Making landfall when cruising is usually cause for celebration, but on the East Coast and in the Philippines, hurricane and typhoon landfalls are looking lethal.
Fortunately, Hurricane Florence was winding down from a Category 4 to a Category 2 Hurricane before coming ashore at Wrightsville Beach, North Carolina. The storm is still packing 90-mile-an-hour wind, and, combined with six- to 11-foot storm surge and the possibility of up to 40 inches of rain, could prove devastating to many inland communities and boats on the hard secured inside the low barrier islands and along the Intracoastal Waterway.
Many may remember Wrightsville Beach as the second home of Westsail Yachts, where many Westsail 32s have been launched, with many being finished on site by the owners. Westsail Yachts was started in 1971 and quickly became so popular that they needed a second location on the East Coast to keep up with demand. The North Carolina coast from Morehead City down to Wrightsville Beach is also the common jumping-off point for many cruisers making the offshore passage to the Caribbean — usually after November 1, when hurricane season is ‘officially’ over and insurance policies kick in.
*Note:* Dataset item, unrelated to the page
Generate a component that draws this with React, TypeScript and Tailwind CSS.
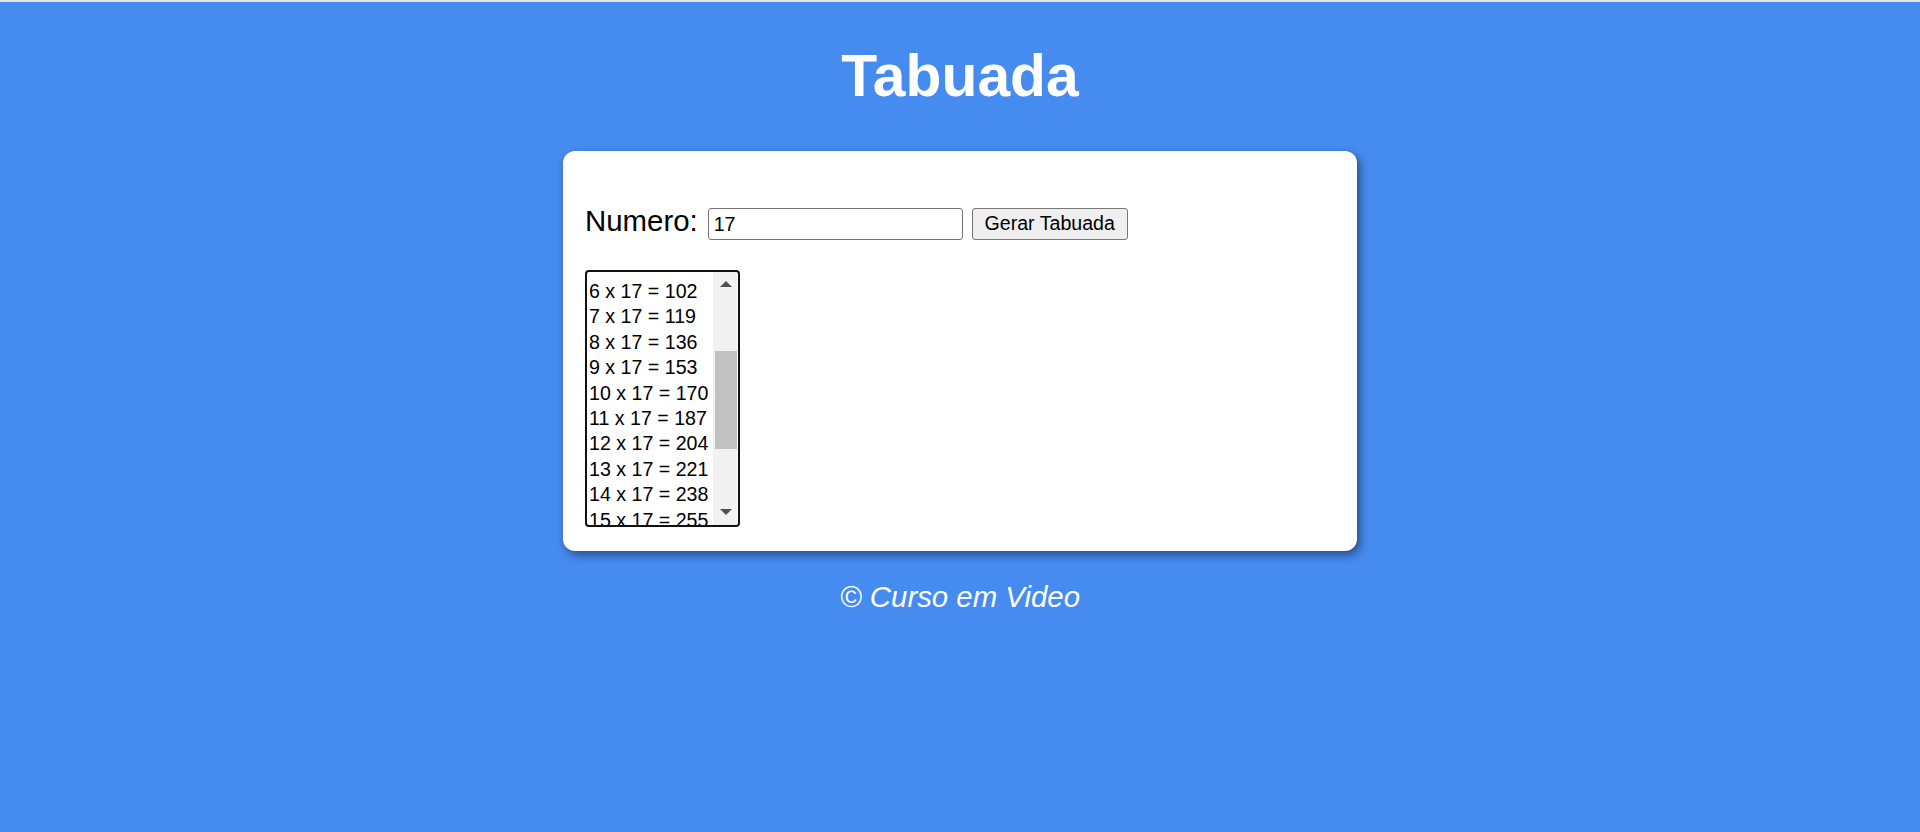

Back in the the Pacific, winds along the coast of Mexico have been benign but, right now, Typhoon Ompong (or Mangkhut) in the Philippines is looking dangerous, with winds in excess of 140 mph hitting the Northern Island of Luzon.
The Eastern Seaboard and the Philippines are bearing the brunt of these storms on opposite sides of the globe, but with similar threatening impacts.
In Hawaii, Tropical Storm Olivia has come and gone, though Oahu remains under a flash-flood warning until noon today.